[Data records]

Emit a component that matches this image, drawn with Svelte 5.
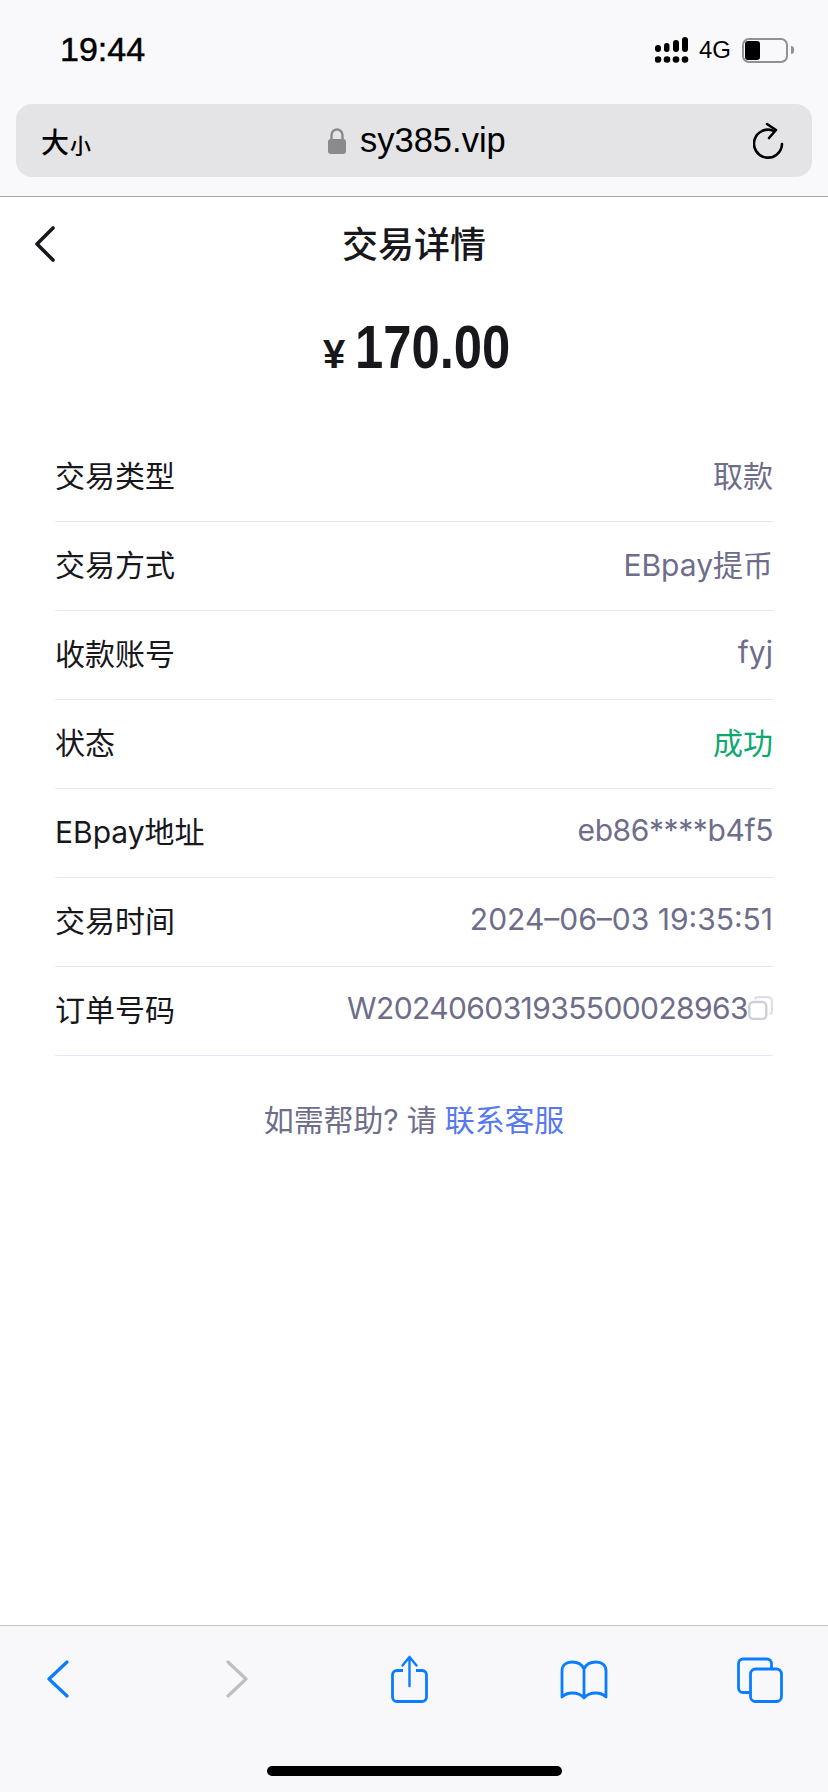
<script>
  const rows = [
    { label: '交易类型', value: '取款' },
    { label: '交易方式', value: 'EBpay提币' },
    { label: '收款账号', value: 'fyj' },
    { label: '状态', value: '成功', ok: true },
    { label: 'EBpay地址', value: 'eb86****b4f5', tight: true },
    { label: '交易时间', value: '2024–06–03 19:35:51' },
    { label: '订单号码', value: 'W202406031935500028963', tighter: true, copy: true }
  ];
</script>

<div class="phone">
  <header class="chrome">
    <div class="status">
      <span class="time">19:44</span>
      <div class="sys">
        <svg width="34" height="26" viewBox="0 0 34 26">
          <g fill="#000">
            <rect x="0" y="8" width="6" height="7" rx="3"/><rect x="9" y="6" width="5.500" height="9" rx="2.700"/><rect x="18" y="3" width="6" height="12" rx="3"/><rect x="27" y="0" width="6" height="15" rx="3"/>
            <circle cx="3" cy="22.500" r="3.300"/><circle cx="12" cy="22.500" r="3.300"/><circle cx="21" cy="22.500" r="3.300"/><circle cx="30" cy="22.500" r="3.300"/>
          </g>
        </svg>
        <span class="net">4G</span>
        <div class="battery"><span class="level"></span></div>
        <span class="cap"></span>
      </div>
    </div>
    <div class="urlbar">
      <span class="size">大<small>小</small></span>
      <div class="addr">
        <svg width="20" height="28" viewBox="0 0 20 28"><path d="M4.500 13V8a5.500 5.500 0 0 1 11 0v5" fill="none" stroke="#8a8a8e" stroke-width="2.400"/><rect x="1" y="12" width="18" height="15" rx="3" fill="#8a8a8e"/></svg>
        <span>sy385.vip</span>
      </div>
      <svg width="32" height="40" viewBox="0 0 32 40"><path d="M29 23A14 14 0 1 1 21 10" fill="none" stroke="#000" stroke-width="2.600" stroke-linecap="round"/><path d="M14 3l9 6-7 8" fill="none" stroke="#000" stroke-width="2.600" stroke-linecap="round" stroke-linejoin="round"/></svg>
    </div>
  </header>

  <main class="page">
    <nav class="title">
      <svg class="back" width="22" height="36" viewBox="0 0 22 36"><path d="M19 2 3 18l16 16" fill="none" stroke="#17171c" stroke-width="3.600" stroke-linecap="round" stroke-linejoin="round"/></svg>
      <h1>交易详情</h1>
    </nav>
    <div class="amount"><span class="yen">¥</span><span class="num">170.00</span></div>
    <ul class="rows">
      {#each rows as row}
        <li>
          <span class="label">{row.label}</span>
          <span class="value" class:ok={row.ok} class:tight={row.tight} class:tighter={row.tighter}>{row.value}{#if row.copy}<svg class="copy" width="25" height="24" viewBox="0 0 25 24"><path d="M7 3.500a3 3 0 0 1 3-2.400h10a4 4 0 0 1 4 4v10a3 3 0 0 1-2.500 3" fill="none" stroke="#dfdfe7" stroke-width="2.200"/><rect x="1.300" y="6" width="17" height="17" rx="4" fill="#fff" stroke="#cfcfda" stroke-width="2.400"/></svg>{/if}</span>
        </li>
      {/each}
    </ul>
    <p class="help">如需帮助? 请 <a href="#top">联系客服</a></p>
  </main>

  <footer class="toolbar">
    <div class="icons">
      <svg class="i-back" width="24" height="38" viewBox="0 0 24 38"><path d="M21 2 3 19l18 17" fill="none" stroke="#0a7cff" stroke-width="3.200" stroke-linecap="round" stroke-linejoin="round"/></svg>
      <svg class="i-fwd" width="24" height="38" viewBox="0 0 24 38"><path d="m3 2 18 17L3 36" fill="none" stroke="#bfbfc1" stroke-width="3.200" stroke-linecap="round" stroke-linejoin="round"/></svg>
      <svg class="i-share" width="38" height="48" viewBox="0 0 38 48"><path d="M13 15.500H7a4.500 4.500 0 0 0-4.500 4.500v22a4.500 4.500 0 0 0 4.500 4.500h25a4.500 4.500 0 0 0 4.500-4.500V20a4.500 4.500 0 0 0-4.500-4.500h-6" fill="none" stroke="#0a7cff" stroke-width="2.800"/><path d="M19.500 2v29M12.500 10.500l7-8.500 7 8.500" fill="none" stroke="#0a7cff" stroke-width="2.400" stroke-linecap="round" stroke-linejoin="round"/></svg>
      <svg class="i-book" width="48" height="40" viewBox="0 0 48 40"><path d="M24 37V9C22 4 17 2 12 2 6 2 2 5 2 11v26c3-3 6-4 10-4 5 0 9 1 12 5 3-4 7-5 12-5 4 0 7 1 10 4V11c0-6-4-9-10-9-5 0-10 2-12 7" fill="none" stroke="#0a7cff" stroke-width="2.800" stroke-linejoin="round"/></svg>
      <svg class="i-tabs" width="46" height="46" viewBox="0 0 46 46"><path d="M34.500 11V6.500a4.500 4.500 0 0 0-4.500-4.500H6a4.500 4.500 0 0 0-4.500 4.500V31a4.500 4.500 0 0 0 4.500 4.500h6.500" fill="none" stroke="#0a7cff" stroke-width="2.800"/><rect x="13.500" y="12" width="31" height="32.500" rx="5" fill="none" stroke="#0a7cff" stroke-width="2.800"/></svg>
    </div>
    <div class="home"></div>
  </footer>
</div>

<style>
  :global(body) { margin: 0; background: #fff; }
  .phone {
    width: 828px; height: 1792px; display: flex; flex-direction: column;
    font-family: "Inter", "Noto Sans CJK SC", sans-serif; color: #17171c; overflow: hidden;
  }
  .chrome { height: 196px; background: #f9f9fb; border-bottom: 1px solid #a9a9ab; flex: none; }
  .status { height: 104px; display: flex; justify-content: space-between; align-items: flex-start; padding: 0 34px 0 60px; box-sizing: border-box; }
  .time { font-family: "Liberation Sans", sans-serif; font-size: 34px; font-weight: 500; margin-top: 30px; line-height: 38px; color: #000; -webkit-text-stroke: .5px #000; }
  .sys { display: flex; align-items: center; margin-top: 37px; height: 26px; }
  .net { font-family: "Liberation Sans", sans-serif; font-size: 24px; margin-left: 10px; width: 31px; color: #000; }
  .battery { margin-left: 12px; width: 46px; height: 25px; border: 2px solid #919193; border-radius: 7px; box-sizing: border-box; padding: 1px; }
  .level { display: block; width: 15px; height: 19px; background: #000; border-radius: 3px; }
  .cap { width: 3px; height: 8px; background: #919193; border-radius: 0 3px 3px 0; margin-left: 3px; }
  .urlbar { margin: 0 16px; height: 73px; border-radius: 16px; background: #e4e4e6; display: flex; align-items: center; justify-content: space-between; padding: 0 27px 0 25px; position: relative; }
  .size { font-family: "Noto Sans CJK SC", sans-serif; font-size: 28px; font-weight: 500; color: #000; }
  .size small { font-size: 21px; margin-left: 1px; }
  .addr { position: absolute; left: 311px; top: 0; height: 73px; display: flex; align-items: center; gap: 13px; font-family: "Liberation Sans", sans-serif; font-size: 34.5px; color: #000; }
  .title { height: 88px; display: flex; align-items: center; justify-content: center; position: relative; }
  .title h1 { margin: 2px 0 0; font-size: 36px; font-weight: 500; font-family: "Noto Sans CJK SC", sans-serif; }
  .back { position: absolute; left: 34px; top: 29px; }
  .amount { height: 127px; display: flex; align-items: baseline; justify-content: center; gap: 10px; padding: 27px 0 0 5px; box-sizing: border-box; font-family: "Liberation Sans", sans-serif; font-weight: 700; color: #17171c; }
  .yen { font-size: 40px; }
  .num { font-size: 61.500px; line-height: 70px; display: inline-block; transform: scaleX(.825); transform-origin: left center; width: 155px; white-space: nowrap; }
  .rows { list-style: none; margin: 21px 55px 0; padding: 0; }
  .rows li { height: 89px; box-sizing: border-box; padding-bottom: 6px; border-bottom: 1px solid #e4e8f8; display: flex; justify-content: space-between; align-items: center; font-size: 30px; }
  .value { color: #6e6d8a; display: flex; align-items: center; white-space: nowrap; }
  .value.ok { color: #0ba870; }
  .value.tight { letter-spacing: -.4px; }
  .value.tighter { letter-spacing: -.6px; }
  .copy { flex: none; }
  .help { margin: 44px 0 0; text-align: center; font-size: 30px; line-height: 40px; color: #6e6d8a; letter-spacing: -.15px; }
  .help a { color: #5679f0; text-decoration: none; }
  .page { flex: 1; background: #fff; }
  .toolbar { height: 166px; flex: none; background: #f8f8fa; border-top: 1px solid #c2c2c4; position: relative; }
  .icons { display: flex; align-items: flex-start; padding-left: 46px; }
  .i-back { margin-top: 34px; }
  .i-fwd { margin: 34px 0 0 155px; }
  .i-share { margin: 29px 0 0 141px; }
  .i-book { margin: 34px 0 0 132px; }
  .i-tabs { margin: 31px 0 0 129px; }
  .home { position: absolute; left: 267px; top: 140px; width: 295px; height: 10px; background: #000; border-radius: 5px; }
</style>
--
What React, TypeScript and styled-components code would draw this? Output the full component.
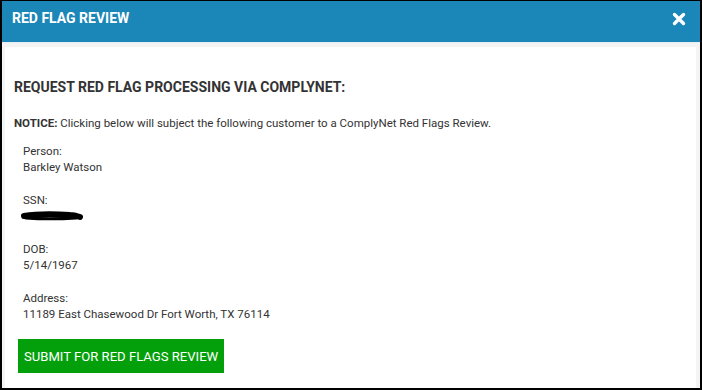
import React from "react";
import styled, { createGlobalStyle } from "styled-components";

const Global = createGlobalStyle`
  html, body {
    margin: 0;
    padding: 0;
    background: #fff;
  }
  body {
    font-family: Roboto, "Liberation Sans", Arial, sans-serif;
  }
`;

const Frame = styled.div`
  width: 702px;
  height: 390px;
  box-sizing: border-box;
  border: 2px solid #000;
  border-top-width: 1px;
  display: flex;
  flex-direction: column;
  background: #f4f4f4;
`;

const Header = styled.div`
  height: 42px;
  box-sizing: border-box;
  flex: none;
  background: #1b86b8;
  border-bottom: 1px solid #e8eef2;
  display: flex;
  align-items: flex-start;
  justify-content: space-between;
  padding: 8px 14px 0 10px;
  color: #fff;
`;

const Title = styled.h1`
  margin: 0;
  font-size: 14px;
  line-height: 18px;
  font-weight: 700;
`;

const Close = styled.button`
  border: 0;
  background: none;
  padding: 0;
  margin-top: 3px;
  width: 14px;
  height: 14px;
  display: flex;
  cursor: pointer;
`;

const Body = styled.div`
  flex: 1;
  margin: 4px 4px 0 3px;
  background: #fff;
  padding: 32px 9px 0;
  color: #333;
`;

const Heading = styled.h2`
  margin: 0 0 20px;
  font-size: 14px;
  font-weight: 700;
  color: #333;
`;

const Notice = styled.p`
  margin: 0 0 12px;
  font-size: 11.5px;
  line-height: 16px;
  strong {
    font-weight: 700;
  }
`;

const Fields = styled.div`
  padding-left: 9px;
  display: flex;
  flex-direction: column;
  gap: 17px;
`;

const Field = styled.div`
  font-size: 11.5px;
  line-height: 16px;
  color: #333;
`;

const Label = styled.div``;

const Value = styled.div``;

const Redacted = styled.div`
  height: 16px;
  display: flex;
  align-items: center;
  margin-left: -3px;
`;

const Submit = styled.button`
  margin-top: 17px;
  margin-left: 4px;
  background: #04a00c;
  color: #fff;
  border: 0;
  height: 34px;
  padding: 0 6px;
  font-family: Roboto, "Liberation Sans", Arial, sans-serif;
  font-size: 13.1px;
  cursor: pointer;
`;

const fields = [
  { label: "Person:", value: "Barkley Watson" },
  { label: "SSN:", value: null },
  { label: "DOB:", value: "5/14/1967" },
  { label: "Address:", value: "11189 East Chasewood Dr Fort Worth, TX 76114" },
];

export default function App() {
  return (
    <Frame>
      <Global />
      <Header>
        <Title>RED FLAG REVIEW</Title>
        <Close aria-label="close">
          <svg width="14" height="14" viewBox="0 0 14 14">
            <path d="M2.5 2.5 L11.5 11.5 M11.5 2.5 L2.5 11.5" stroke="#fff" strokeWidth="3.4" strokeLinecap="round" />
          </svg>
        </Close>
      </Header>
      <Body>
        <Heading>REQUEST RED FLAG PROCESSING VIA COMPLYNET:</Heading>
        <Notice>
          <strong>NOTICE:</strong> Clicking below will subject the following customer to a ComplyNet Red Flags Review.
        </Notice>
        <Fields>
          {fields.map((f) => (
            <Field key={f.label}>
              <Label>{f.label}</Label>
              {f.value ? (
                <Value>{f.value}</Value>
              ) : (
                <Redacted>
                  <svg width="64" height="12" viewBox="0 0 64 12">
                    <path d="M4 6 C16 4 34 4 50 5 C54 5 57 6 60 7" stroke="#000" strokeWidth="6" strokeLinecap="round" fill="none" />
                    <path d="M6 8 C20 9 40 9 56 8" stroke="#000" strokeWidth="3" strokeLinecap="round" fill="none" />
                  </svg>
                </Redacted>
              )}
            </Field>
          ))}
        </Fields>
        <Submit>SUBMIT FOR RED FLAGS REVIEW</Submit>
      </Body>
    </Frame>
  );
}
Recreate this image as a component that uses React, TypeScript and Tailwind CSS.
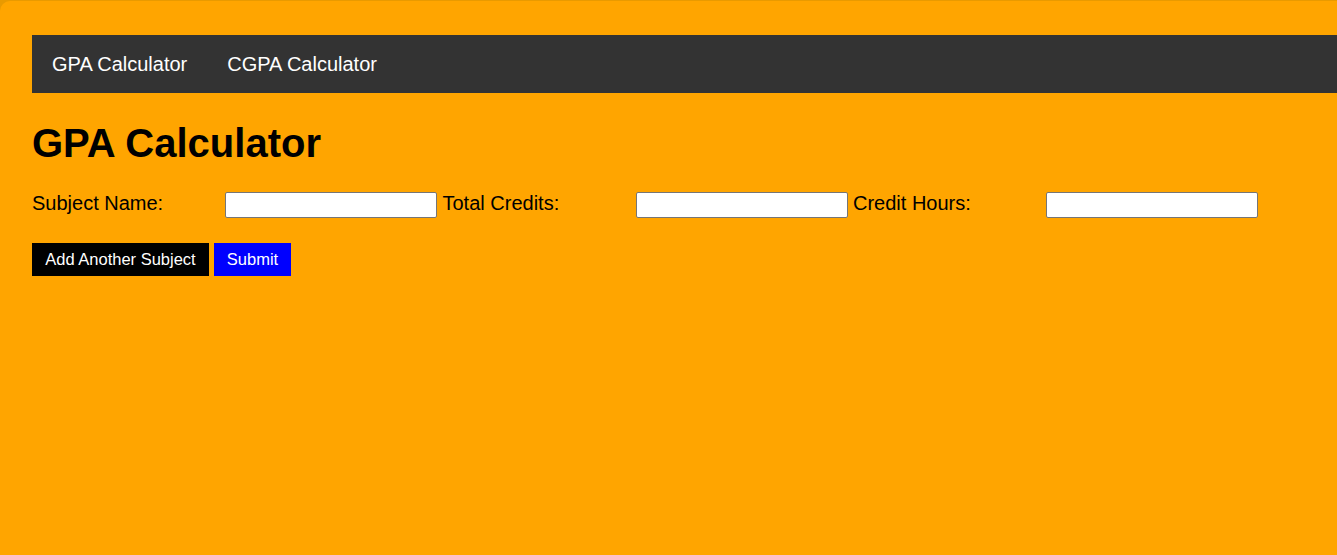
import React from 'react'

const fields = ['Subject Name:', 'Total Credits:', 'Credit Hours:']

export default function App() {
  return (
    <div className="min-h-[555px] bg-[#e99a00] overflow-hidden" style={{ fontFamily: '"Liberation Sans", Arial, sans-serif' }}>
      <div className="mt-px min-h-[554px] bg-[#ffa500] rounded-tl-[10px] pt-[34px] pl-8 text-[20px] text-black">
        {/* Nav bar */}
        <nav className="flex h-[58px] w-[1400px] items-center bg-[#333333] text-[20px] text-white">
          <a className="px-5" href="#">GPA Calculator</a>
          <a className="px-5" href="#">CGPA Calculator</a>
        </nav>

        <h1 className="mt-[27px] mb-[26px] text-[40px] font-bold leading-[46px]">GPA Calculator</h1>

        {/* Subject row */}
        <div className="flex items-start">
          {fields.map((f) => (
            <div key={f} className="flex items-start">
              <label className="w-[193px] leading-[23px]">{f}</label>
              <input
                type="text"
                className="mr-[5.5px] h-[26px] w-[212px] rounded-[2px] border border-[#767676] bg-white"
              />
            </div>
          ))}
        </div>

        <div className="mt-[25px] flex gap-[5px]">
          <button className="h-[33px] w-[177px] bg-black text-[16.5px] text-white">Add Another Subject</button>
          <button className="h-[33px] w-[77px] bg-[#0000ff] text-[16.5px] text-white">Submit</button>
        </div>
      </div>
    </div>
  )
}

--- Work required ---
Retype only the lines above from the one with "Recreate this image" through the one with "const fields = ['Subject", exactly and with both ends. Images stay out.

--- Reply ---
Recreate this image as a component that uses React, TypeScript and Tailwind CSS.
import React from 'react'

const fields = ['Subject Name:', 'Total Credits:', 'Credit Hours:']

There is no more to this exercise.